The health group got its own documentary: “Jane: An Abortion Service,” which was nominated for the Grand Jury Prize for Documentary at the Sundance Film Festival.
“The thing that has changed the most is that women ourselves have changed and our attitudes have changed,”Booth said. “There now is this belief that there should be equal pay; there should be support for childcare; there should be equal access to education and healthcare, that women should be able to choose when to have a child.”
Booth became an activist during the civil rights movement in 1964.
“You sometimes need to stand up to illegitimate authority. While I was in Mississippi, we were trying to help black people register to vote who were prevented from voting, and I was arrested. I was 18 years old and was carrying a sign, trying to help people register to vote,” Booth said.
“Heather Booth: Changing the World” focuses on the idea of organization and group efforts to make impactful political change, including Booth’s work with women’s issues organizations and civil rights. She has also influenced politicians like Senator Elizabeth Warren.
“One of the things that is exciting and important about the film is that there are many people all across the political spectrum who feel disaffected by politics,” said Kelly Davis, associate professor of electronic media and broadcasting. “People feel like there’s nothing they can do, but Heather Booth is an example to people that shows them what they can do when they organize.”
Booth is a political strategist on progressive issues and electoral campaigns.

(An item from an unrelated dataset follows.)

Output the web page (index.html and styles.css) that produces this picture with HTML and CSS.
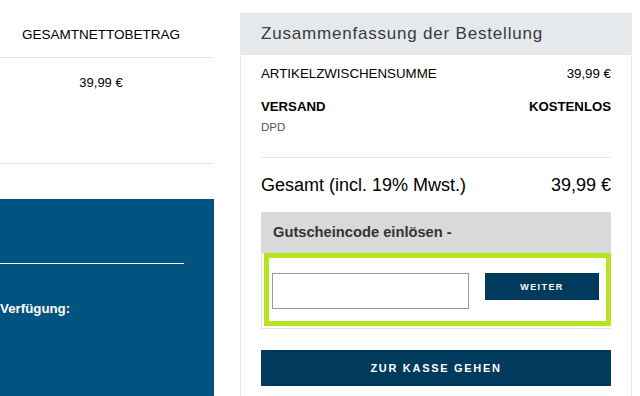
FILE: index.html
```html
<!DOCTYPE html>
<html lang="de">
<head>
    <meta charset="UTF-8">
    <title>Warenkorb</title>
    <link rel="stylesheet" href="styles.css">
</head>
<body>
    <div class="seite">
        <div class="links">
            <div class="tabelle-kopf">GESAMTNETTOBETRAG</div>
            <div class="tabelle-zeile">39,99 €</div>
            <div class="info-box">
                <div class="info-linie"></div>
                <div class="info-text">Verfügung:</div>
            </div>
        </div>
        <div class="zusammenfassung">
            <div class="zus-kopf">Zusammenfassung der Bestellung</div>
            <div class="zus-inhalt">
                <div class="zeile">
                    <span>ARTIKELZWISCHENSUMME</span>
                    <span>39,99 €</span>
                </div>
                <div class="zeile versand">
                    <span>VERSAND</span>
                    <span>KOSTENLOS</span>
                </div>
                <div class="dienst">DPD</div>
                <div class="zeile gesamt">
                    <span>Gesamt (incl. 19% Mwst.)</span>
                    <span>39,99 €</span>
                </div>
                <div class="gutschein-kopf">Gutscheincode einlösen -</div>
                <div class="gutschein-rahmen">
                    <div class="gutschein-form">
                        <input type="text" class="gutschein-feld">
                        <button class="btn-weiter">WEITER</button>
                    </div>
                </div>
                <button class="btn-kasse">ZUR KASSE GEHEN</button>
            </div>
        </div>
    </div>
</body>
</html>
```

FILE: styles.css
```css
body {
    margin: 0;
    font-family: "Liberation Sans", Arial, sans-serif;
    color: #000000;
    background-color: #ffffff;
    overflow: hidden;
}
.seite {
    display: flex;
    gap: 26px;
    height: 396px;
}
.links {
    width: 214px;
    display: flex;
    flex-direction: column;
}
.tabelle-kopf {
    height: 57px;
    line-height: 70px;
    font-size: 13.5px;
    text-align: center;
    padding-right: 12px;
    border-bottom: 1px solid #e6e6e6;
}
.tabelle-zeile {
    height: 105px;
    line-height: 50px;
    font-size: 13px;
    text-align: center;
    padding-right: 12px;
    border-bottom: 1px solid #e6e6e6;
}
.info-box {
    margin-top: 35px;
    flex: 1;
    background-color: #00547f;
    padding-top: 64px;
}
.info-linie {
    width: 184px;
    border-top: 1px solid #ffffff;
}
.info-text {
    margin-top: 37px;
    color: #ffffff;
    font-size: 13.3px;
    font-weight: bold;
}
.zusammenfassung {
    width: 390px;
    border-left: 1px solid #e8e8e8;
    border-right: 1px solid #e8e8e8;
    margin-top: 13px;
}
.zus-kopf {
    height: 42px;
    line-height: 42px;
    background-color: #e6e9ec;
    padding: 0 20px;
    font-size: 17px;
    letter-spacing: 0.8px;
    color: #3a3a3a;
}
.zus-inhalt {
    padding: 0 20px;
}
.zeile {
    display: flex;
    justify-content: space-between;
    font-size: 13.3px;
    line-height: 18px;
    margin-top: 10px;
}
.versand {
    margin-top: 15px;
    font-weight: bold;
    font-size: 13.2px;
}
.dienst {
    font-size: 11.5px;
    line-height: 16px;
    color: #555555;
    margin-top: 3px;
    padding-bottom: 22px;
    border-bottom: 1px solid #e6e6e6;
}
.gesamt {
    font-size: 18px;
    line-height: 22px;
    margin-top: 16px;
}
.gutschein-kopf {
    margin-top: 16px;
    height: 41px;
    line-height: 41px;
    background-color: #d9d9d9;
    padding-left: 12px;
    font-size: 14.7px;
    font-weight: bold;
    color: #333333;
}
.gutschein-rahmen {
    border: 1px solid #e3e3e3;
    border-top: none;
    border-right: none;
    padding: 0 0 2px 2px;
}
.gutschein-form {
    display: flex;
    align-items: flex-start;
    justify-content: space-between;
    border: 5px solid #b6e41f;
    padding: 15px 7px 12px 3px;
}
.gutschein-feld {
    width: 195px;
    height: 34px;
    margin: 0;
    padding: 0;
    border: 1px solid #999999;
}
.btn-weiter {
    width: 114px;
    height: 27px;
    border: none;
    background-color: #003a5c;
    color: #ffffff;
    font-family: "Liberation Sans", Arial, sans-serif;
    font-size: 9px;
    font-weight: bold;
    letter-spacing: 1.4px;
}
.btn-kasse {
    display: block;
    width: 100%;
    height: 36px;
    margin-top: 21px;
    border: none;
    background-color: #003a5c;
    color: #ffffff;
    font-family: "Liberation Sans", Arial, sans-serif;
    font-size: 11px;
    font-weight: bold;
    letter-spacing: 1.7px;
}
```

She continues to organize as a member of the consulting group Democracy Partners.
“What I understood at that time was that there are sometimes illegitimate laws and illegitimate people who carry out these laws, and we need to stand up to them,”Booth said. “And, if we do, we can change this world.”
“Heather Booth: Changing the World” was shown Sept. 18 in Plemmons Student Union. The next event will host Wendy Rouse, a professor at San Jose State University, who will speak on “Women’s Suffrage, Self-Defense, and the Struggle for Equality in the Progressive Era” Oct. 3 at 5 p.m. in Belk Library Room 114.